Дженни в конце концов заснула, а Ланселот с доктором так и не спали, сидели и разговаривали до утра.
ГЛАВА 12
А утром пилигримы обнаружили, что шторм все еще продолжается. Огонь в камине разводить не стали, позавтракали хлебом и рыбой, принесенными с катамарана, запивали холодным чаем.
— Мои электронные часы встали, — вдруг заметил доктор. — Очевидно, русские что—то взорвали в космосе как раз над нами: вся наша электроника вышла из строя — персоник, фонарь и мои часы. Между прочим, я потерял мою свинцовую накладку, когда за водил катамаран под ворота, и теперь у меня ощущение, что мой код тоже вышел из строя.

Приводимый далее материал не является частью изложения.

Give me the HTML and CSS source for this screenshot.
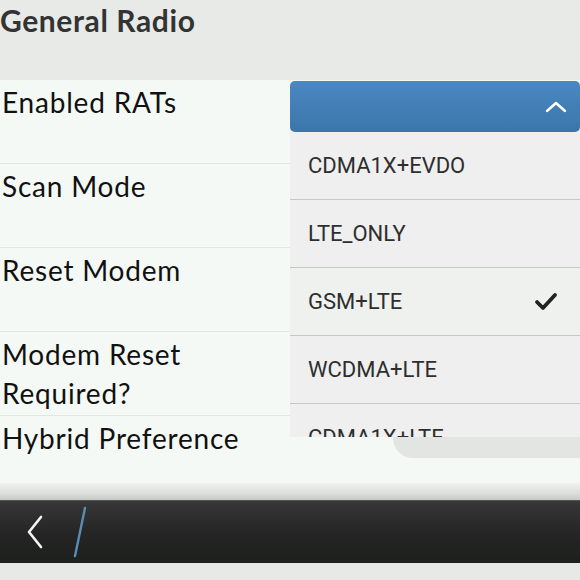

— После свинца он всегда некоторое время бездействует, не волнуйтесь. У меня есть на 'Мерлине' свинцовые грузила, я сделаю вам новую накладку. А вот электроника — это тревожно. Хорошо, если она вышла из строя только у нас, но что если вся планетная электроника отказала?
— Все может быть, — задумчиво сказал доктор, — но мы об этом узнаем только когда встретимся с людьми.
— Ой, что же станет с планетянами, если заглохли все персоники? — ужаснулась Дженни. — Ни новостей, ни выхода в Реальность — люди начнут сходить с ума!
— Мы же не сошли, — пожал плечами Ланселот.
— Мы и не сойдем, потому что мы все трое — чудаки, нам и сходить—то особенно не с чего. Простите, доктор, это не касается ваших профессиональных качеств — тут вы ас. Но кто еще в наше время способен часами беседовать друг с другом, как мы? Нормальные люди давно разучились общаться без персоников, они просто не сообразят, о чем им друг с другом разговаривать и, живя рядом, погибнут от одиночества!
— Святая правда, — сказал доктор. — Только бы наше гостеванье в Эльсиноре не затянулось.
— Не будем неблагодарными, — возразил Ланселот. — Если бы мы во время космических взрывов оказались в море, мы бы неизбежно погибли. Здесь сухо и в общем даже тепло. Компания подходящая — тройка сумасшедших пилигримов, как сказала Дженни.
— А если нам вдруг надоест беседовать друг с другом, — сказала Дженни, — мы можем читать книги. У нас есть целых две книги — роман про Маленького Лорда, который читает доктор, и твоя Библия, Ланселот.
— Вот—вот, самое время раскрыть Библию и начать читать Апокалипсис, — усмехнулся доктор.
— Апо… Как вы сказали, доктор?
— Апокалипсис, Дженни. Это пророчество любимого ученика Христа апостола Иоанна Богослова о конце света, о гибели человечества.
— Ну и увлекательное же, должно быть, чтение! — заметил Ланселот. — А чего—нибудь повеселее в Библии нет?
— Когда я был юношей и читал Библию, мне казалось, что нет на свете книги более радостной, чем Новый Завет. Я тогда разрывался между двумя своими призваниями: мне одинаково хотелось быть врачом и принять священнический сан.
— Как хорошо, что вы все—таки предпочли медицину, доктор! — заметила Дженни. — Доктор, а в армии хорошие врачи?
— Я ничего об этом не знаю. Почему вы вдруг об этом спросили, Дженни?
— У меня отец и четыре брата военные. А тот брат, который доставил меня на твой остров, Ланселот, служит в ракетных войсках. Знать бы, что с ними…
Ни Ланселот, ни доктор Вергеланн утешительных слов для Дженни не нашли, а потому просто промолчали.
— Какая страшная буря и как темно, — сказала девушка тоскливо. — Как будто сегодня и не рассветало… Доктор, а почему вы хотели стать священником?